3 years 9 months ago

This article is part of the #urbaneconomies series originally published on progrss  and commissioned by district coworking space.

One of the biggest challenges that those who work in the entrepreneurship support system grapple with is disentangling entrepreneurship from youth unemployment. While it is understandable that the government should want to find an easy fix for youth unemployment, which the UNDP estimates to be at 34% (the national average is 13.2%), years of positioning entrepreneurship as the solution has done more harm than good.

“The message that was sent in the first round of awareness about entrepreneurship in Egypt was that: unemployment is very high and you will not find work, so you should start your own business,” says Dalia Tadros, Executive Director of the Egyptian Private Equity Association  (EPEA). Tadros explains that in the late 1990s and throughout the 2000s, the policy of entrepreneurship-as-cure-all was not uncommon, which entrenched the wrong definitions in a lot of people’s minds. This was particularly true among university students, where it became common to find “transient” entrepreneurs – including men waiting to find out if they have been drafted into the military and fresh graduates waiting to see if they would get accepted to the multinational positions that they applied to.

Ayman Ismail explains that the phenomenon of positioning entrepreneurship as the solution to unemployment is not exclusive to Egypt. He explains how countries like Spain and Greece have leveraged on entrepreneurship in an effort to combat their own youth unemployment rates, which soar as high as 40%. “In Egypt, youth unemployment ranges from 25-40%, depending on how you define it and when you measure it, so a lot of people think entrepreneurship is a way for youth to create their own jobs when the rest of the economy is not producing enough jobs for them. But that is not a fair argument, because if the business environment is open and growing, business will come, small and big,” he says.

Last year, the WEF questioned whether entrepreneurship can potentially solve the youth unemployment crisis globally. According to the WEF’s Job Creation and Youth Entrepreneurship 2015 Survey, 47% of entrepreneurs (and 77% of world-leading entrepreneurs) plan to increase the size of their workforce, compared to 29% of large corporations, making entrepreneurship especially attractive for governments looking to alleviate unemployment.

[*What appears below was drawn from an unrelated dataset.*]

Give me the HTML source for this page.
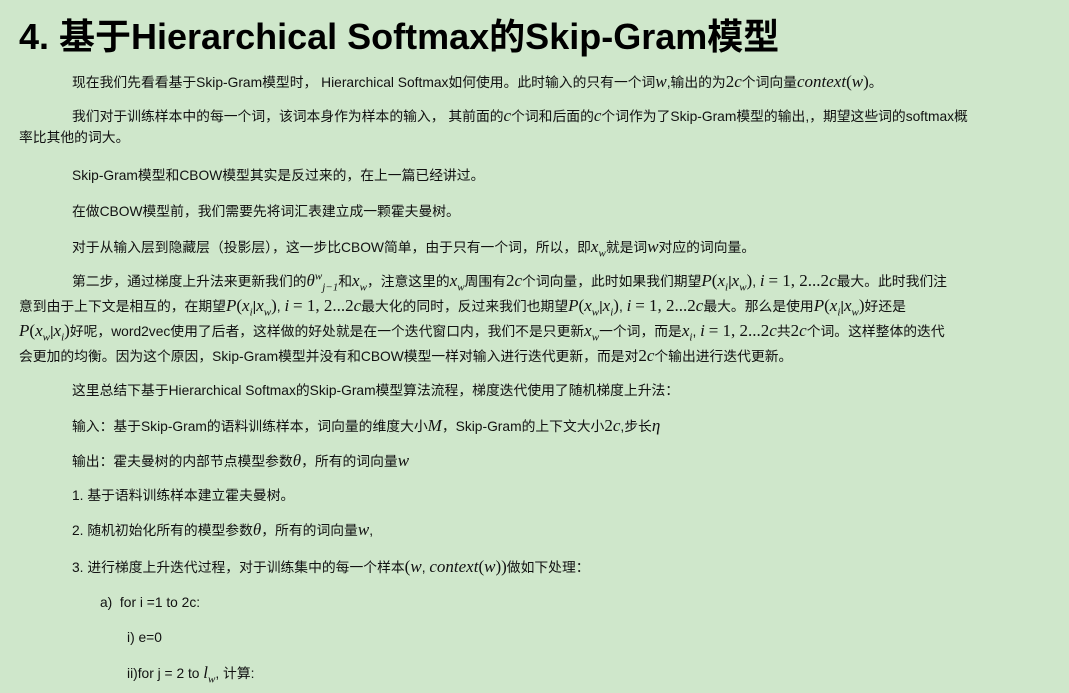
<!DOCTYPE html>
<html><head><meta charset="utf-8"><style>
body{margin:0;background:#cfe7cb;width:1069px;height:693px;overflow:hidden;font-family:"Liberation Sans","Noto Sans CJK SC",sans-serif;color:#111;font-size:13.8px}
h1{position:absolute;left:19px;top:14px;margin:0;font-size:36px;font-weight:bold;line-height:46px;white-space:nowrap;color:#000}
.l{position:absolute;white-space:nowrap;line-height:20px}
i.m{font-family:"Liberation Serif",serif;font-size:17px;font-style:italic}
.n{font-family:"Liberation Serif",serif;font-size:17px}
sub,sup{font-size:11px;line-height:0}
</style></head><body>
<h1>4. 基于Hierarchical Softmax的Skip-Gram模型</h1>
<div class="l" style="left:72px;top:72px">现在我们先看看基于Skip-Gram模型时， Hierarchical Softmax如何使用。此时输入的只有一个词<i class="m">w</i>,输出的为<span class="n">2</span><i class="m">c</i>个词向量<i class="m">context</i><span class="n">(</span><i class="m">w</i><span class="n">)</span>。</div>
<div class="l" style="left:72px;top:106px">我们对于训练样本中的每一个词，该词本身作为样本的输入， 其前面的<i class="m">c</i>个词和后面的<i class="m">c</i>个词作为了Skip-Gram模型的输出,，期望这些词的softmax概</div>
<div class="l" style="left:19px;top:128px">率比其他的词大。</div>
<div class="l" style="left:72px;top:166px">Skip-Gram模型和CBOW模型其实是反过来的，在上一篇已经讲过。</div>
<div class="l" style="left:72px;top:202px">在做CBOW模型前，我们需要先将词汇表建立成一颗霍夫曼树。</div>
<div class="l" style="left:72px;top:237px">对于从输入层到隐藏层（投影层），这一步比CBOW简单，由于只有一个词，所以，即<i class="m">x<sub>w</sub></i>就是词<i class="m">w</i>对应的词向量。</div>
<div class="l" style="left:72px;top:271px">第二步，通过梯度上升法来更新我们的<i class="m">θ<sup>w</sup><sub>j−1</sub></i>和<i class="m">x<sub>w</sub></i>，注意这里的<i class="m">x<sub>w</sub></i>周围有<span class="n">2</span><i class="m">c</i>个词向量，此时如果我们期望<i class="m">P</i><span class="n">(</span><i class="m">x<sub>i</sub></i>|<i class="m">x<sub>w</sub></i><span class="n">)</span>, <i class="m">i</i> <span class="n">= 1, 2...2</span><i class="m">c</i>最大。此时我们注</div>
<div class="l" style="left:19px;top:296px">意到由于上下文是相互的，在期望<i class="m">P</i><span class="n">(</span><i class="m">x<sub>i</sub></i>|<i class="m">x<sub>w</sub></i><span class="n">)</span>, <i class="m">i</i> <span class="n">= 1, 2...2</span><i class="m">c</i>最大化的同时，反过来我们也期望<i class="m">P</i><span class="n">(</span><i class="m">x<sub>w</sub></i>|<i class="m">x<sub>i</sub></i><span class="n">)</span>, <i class="m">i</i> <span class="n">= 1, 2...2</span><i class="m">c</i>最大。那么是使用<i class="m">P</i><span class="n">(</span><i class="m">x<sub>i</sub></i>|<i class="m">x<sub>w</sub></i><span class="n">)</span>好还是</div>
<div class="l" style="left:19px;top:321px"><i class="m">P</i><span class="n">(</span><i class="m">x<sub>w</sub></i>|<i class="m">x<sub>i</sub></i><span class="n">)</span>好呢，word2vec使用了后者，这样做的好处就是在一个迭代窗口内，我们不是只更新<i class="m">x<sub>w</sub></i>一个词，而是<i class="m">x<sub>i</sub></i>, <i class="m">i</i> <span class="n">= 1, 2...2</span><i class="m">c</i>共<span class="n">2</span><i class="m">c</i>个词。这样整体的迭代</div>
<div class="l" style="left:19px;top:346px">会更加的均衡。因为这个原因，Skip-Gram模型并没有和CBOW模型一样对输入进行迭代更新，而是对<span class="n">2</span><i class="m">c</i>个输出进行迭代更新。</div>
<div class="l" style="left:72px;top:381px">这里总结下基于Hierarchical Softmax的Skip-Gram模型算法流程，梯度迭代使用了随机梯度上升法：</div>
<div class="l" style="left:72px;top:416px">输入：基于Skip-Gram的语料训练样本，词向量的维度大小<i class="m">M</i>，Skip-Gram的上下文大小<span class="n">2</span><i class="m">c</i>,步长<i class="m">η</i></div>
<div class="l" style="left:72px;top:451px">输出：霍夫曼树的内部节点模型参数<i class="m">θ</i>，所有的词向量<i class="m">w</i></div>
<div class="l" style="left:72px;top:486px">1. 基于语料训练样本建立霍夫曼树。</div>
<div class="l" style="left:72px;top:520px">2. 随机初始化所有的模型参数<i class="m">θ</i>，所有的词向量<i class="m">w</i>,</div>
<div class="l" style="left:72px;top:557px">3. 进行梯度上升迭代过程，对于训练集中的每一个样本<span class="n">(</span><i class="m">w</i>, <i class="m">context</i><span class="n">(</span><i class="m">w</i><span class="n">))</span>做如下处理：</div>
<div class="l" style="left:100px;top:593px">a)&nbsp; for i =1 to 2c:</div>
<div class="l" style="left:127px;top:628px">i) e=0</div>
<div class="l" style="left:127px;top:663px">ii)for j = 2 to <i class="m">l<sub>w</sub></i>, 计算:</div>
</body></html>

But in spite of the enthusiasm for SMEs and entrepreneurship on the government level, reality leaves a lot to be desired for entrepreneurs in Egypt. A confusing regulatory framework and taxation system coupled with the absence of venture-friendly legislation and clear taxation regulations (not to mention the absence of bankruptcy laws) means that many entrepreneurs struggle to assess the risks associated with venturing off the beaten path.

According to Tadros, one of the biggest challenges that entrepreneurs have to deal with is the lack of clarity of tax regulations. “Every entrepreneur in any country will complain about taxes, but the reality is, you get services from the government, so you pay taxes. But are the laws clear? For me, that’s the deal breaker,” she says.

Haytham Waguih, Head of Private Equity (PE) at the Arab African International Bank (AAIB) and board member of the Egyptian Private Equity Association (EPEA), agrees, noting that many entrepreneurs avoid being transparent to evade taxes – a problem that should be addressed by making tax laws friendlier to entrepreneurs. He explains that, while legislation represents one side of the problem, entrepreneurs’ willingness to manipulate the books in order to avoid paying taxes is another side of the problem – noting that this lack of transparency makes more conventional financial institutions wary of investing.